The House measure tightens registration rules for sex criminals and creates an offender database.
By ABBIE VANSICKLE and ANITA KUMAR
Published September 15, 2005
WASHINGTON - The Children's Safety Act of 2005, a bill aimed at tightening registration requirements for sex offenders and predators as well as creating a national database of offenders, passed the U.S. House of Representatives Wednesday.
The bill, approved by a vote of 371 to 52, incorporated pieces of earlier legislation named in memory of two slain Florida girls, Jessica Lunsford and Carlie Brucia. The suspect in each killing is a registered sex offender or predator.
Included in the legislation are provisions to strengthen reporting requirements for offenders, increase penalties for repeat offenders and require probation officers to be notified of sexual offenses committed by their parolees. Legislators also approved a pilot program for electronic monitoring of offenders and created a national sex offender web site.
"We keep better track of our library books than we do child predators," said Rep. Mike Foley, R-West Palm Beach, who introduced the bill in May. "Those who break such a sacred trust and prey on our children - no matter who they are, where they are from or where they commit their crime - should have to make their whereabouts known or be subject to additional jail time and other penalties."
Most of the Florida delegation - including Reps. Ginny Brown-Waite, R-Crystal River; Jim Davis, D-Tampa; C.W. Bill Young, R-Indian Shores; Mike Bilirakis, R-Tarpon Springs; and Adam Putnam, R-Bartow - voted for the bill.
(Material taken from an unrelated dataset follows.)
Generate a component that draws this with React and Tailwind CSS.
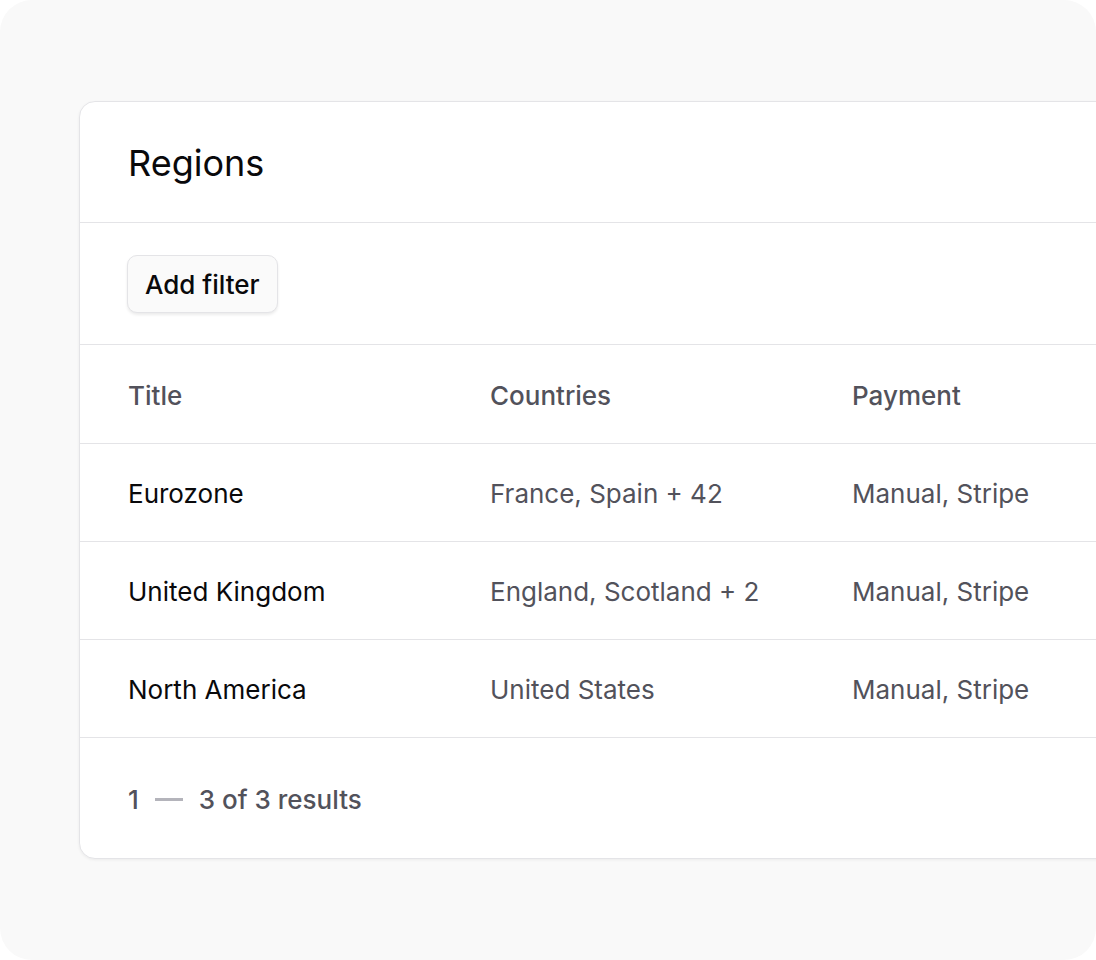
import React from 'react';

const regions = [
    { title: 'Eurozone', countries: 'France, Spain + 42', payment: 'Manual, Stripe' },
    { title: 'United Kingdom', countries: 'England, Scotland + 2', payment: 'Manual, Stripe' },
    { title: 'North America', countries: 'United States', payment: 'Manual, Stripe' },
];

export default function App() {
    return (
        <div className="w-[1096px] h-[960px] bg-white" style={{ fontFamily: 'Inter, "Noto Sans", sans-serif' }}>
            <div className="w-full h-full bg-[#f9f9f9] rounded-[32px] overflow-hidden pl-[79px] pt-[101px]">
                <div className="w-[1120px] bg-white border border-[#e4e4e7] rounded-[16px] shadow-[0_1px_3px_rgba(0,0,0,0.06)]">
                    <div className="px-[48px] pt-[41px] pb-[39px] border-b border-[#e4e4e7]">
                        <h1 className="text-[36px] leading-[40px] font-normal text-[#09090b]">Regions</h1>
                    </div>

                    <div className="px-[47px] pt-[32px] pb-[31px] border-b border-[#e4e4e7]">
                        <button className="h-[58px] px-[17px] rounded-[10px] border border-[#e4e4e7] bg-[#fafafa] shadow-[0_2px_3px_rgba(0,0,0,0.08)] text-[26px] font-medium text-[#09090b]">
                            Add filter
                        </button>
                    </div>

                    <table className="w-full table-fixed text-[26px] leading-[32px]">
                        <colgroup>
                            <col className="w-[362px]" />
                            <col className="w-[362px]" />
                            <col />
                        </colgroup>
                        <thead>
                            <tr className="border-b border-[#e4e4e7] h-[98px]">
                                <th className="pl-[48px] pt-[4px] text-left font-medium text-[#52525b]">Title</th>
                                <th className="pl-[48px] pt-[4px] text-left font-medium text-[#52525b]">Countries</th>
                                <th className="pl-[48px] pt-[4px] text-left font-medium text-[#52525b]">Payment</th>
                            </tr>
                        </thead>
                        <tbody>
                            {regions.map((r) => (
                                <tr key={r.title} className="border-b border-[#e4e4e7] h-[98px]">
                                    <td className="pl-[48px] pt-[4px] text-[#09090b]">{r.title}</td>
                                    <td className="pl-[48px] pt-[4px] text-[#52525b]">{r.countries}</td>
                                    <td className="pl-[48px] pt-[4px] text-[#52525b]">{r.payment}</td>
                                </tr>
                            ))}
                        </tbody>
                    </table>

                    <div className="h-[120px] px-[48px] pt-[4px] flex items-center text-[26px] font-medium text-[#52525b]">
                        <span>1</span>
                        <span className="mx-[16px] w-[28px] h-[3px] bg-[#b4b4bb]" />
                        <span>3 of 3 results</span>
                    </div>
                </div>
            </div>
        </div>
    );
}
After Jessica's death, Brown-Waite proposed the Jessica Lunsford Act, which called for a national database of sex offenders and predators as well as stricter guidelines for how often law enforcement officials are required to check the whereabouts of offenders.
John Couey, the 46-year-old sex offender accused of kidnapping, sexually assaulting and killing Jessica, had moved from his registered residence to a home within sight of Jessica's family's Homosassa home without law enforcement's knowledge.
Since his daughter's death, Mark Lunsford has lobbied both state and national politicians for changes in sex offender registration and monitoring requirements.
"(Better monitoring) actually prevents sex offenders from committing these crimes," he said.
House Judiciary Committee Chairman James Sensenbrenner, R-Wis., said that the law was in response to a "national crisis" in child sex offenses and that the whereabouts of 100,000 of the 550,000 convicted sex offenders in the nation are unknown.
Earlier this year, Mark Lunsford advocated for statewide legislation to change sex offender laws. His efforts helped bring about Florida's Jessica Lunsford Act, which was signed into law May 2 by Gov. Jeb Bush.
That law includes provisions such as electronic tracking of sex offenders on probation, increased prison time for child molestation and mandatory use of the state's sex offender database by local probation officials.
"I know that for the past nine months Florida residents have seen firsthand the damage and heartache that comes from sexual predators and sexual offenders preying on our most innocent of victims, our children," Brown-Waite said in a statement released Wednesday.
"Congress has moved in a swift and appropriate manner to help ensure that the memories of Jessica Lunsford, Sarah Lunde and the thousands of other children harmed by sexual predators will be honored and remembered."
Rep. Katherine Harris, R-Sarasota, who is running for U.S. Senate, authored "Carlie's Law" in memory of Carlie Brucia, a Sarasota girl killed in 2004.
"While passage of this legislation will do nothing to bring back Carlie Brucia and other children who have been brutally murdered by predators, it can save other families the anguish of losing a child to the most unthinkable of violent acts," Harris said.
Parts of Carlie's Law - including a harsher probation and sentencing guidelines and a national sex offender registry - were incorporated in the Children's Safety Act of 2005.
The Senate Judiciary Committee will take up a similar version of the bill later this year and move the bill to the full Senate, which is expected to pass it.